- _Request_
From the listing below, pull out all lines with "styles" in them.
## begin Source data
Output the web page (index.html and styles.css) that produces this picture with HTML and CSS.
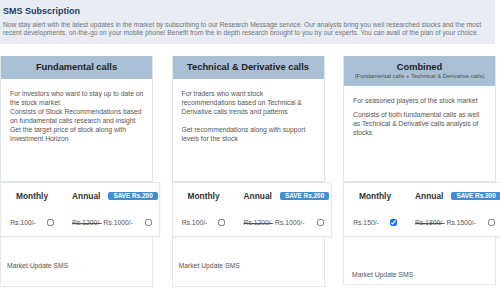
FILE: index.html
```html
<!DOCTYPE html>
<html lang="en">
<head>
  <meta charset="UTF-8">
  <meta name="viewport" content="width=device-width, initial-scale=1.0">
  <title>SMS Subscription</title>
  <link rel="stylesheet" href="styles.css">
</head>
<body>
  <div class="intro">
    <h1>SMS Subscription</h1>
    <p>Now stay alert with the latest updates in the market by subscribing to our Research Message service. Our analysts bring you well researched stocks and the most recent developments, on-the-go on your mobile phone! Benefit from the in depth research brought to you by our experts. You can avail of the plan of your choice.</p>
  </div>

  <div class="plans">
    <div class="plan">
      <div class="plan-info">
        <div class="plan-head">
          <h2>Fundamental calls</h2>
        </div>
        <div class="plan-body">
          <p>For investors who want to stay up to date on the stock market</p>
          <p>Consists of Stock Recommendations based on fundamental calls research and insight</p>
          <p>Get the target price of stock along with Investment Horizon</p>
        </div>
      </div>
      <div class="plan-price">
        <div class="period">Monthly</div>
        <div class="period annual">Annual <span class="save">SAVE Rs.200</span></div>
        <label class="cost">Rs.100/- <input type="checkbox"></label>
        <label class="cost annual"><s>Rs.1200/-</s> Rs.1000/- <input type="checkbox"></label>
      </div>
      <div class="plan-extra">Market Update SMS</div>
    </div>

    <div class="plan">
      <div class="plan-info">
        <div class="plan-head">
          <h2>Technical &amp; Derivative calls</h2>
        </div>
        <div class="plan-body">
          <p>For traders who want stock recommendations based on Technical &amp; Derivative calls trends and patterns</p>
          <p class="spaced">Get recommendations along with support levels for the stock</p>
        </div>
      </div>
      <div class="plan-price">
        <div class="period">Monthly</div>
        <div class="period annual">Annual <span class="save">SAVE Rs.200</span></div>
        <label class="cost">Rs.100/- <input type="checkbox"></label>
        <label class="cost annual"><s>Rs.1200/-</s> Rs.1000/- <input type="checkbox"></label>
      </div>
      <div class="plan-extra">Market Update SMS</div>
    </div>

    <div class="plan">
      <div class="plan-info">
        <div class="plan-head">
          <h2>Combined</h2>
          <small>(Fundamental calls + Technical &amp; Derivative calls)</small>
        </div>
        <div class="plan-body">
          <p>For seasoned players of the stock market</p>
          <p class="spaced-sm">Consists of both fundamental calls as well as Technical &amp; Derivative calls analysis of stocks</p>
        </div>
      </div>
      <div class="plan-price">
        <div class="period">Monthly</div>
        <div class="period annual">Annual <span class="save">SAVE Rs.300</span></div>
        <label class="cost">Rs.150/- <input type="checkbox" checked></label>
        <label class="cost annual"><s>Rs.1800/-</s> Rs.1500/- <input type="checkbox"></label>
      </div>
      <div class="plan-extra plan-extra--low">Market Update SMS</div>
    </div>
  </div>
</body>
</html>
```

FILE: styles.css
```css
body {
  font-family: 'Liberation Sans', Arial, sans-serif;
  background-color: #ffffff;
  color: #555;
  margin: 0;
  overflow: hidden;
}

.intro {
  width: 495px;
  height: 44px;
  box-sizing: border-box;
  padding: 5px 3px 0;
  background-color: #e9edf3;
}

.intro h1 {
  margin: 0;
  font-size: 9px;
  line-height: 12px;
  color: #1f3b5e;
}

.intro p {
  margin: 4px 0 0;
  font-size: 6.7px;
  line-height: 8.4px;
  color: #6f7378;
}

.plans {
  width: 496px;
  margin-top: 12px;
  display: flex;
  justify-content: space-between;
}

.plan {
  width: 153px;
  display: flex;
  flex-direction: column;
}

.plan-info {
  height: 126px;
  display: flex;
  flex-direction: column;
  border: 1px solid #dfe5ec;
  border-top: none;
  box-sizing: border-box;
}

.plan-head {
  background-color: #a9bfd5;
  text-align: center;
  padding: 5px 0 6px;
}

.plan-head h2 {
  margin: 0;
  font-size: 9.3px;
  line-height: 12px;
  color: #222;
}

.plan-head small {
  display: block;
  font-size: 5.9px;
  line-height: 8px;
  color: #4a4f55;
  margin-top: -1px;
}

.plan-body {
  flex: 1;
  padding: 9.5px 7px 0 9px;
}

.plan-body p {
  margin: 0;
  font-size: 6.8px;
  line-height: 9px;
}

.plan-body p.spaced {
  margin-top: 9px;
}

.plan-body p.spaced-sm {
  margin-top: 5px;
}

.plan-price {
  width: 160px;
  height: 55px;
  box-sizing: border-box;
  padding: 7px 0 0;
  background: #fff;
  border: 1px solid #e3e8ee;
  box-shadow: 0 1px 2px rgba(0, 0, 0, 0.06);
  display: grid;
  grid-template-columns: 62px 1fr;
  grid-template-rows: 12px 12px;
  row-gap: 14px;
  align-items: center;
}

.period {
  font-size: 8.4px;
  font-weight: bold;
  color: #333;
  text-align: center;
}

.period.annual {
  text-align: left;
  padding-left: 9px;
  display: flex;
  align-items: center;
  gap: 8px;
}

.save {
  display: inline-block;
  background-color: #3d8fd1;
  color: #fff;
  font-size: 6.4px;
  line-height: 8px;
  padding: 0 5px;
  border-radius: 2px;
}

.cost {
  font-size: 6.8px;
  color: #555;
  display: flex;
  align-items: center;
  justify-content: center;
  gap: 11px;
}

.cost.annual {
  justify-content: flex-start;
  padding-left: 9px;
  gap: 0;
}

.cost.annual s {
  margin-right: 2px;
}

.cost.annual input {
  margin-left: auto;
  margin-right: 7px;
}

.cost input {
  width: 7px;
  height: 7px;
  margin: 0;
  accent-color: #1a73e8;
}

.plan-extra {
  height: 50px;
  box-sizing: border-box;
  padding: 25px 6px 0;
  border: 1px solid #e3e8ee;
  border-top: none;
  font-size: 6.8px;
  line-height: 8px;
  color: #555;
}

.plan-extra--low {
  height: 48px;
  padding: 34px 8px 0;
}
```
## end Source data
- _Solution below_
Output the web page (index.html and styles.css) that produces this picture with HTML and CSS.
  <link rel="stylesheet" href="styles.css">
FILE: styles.css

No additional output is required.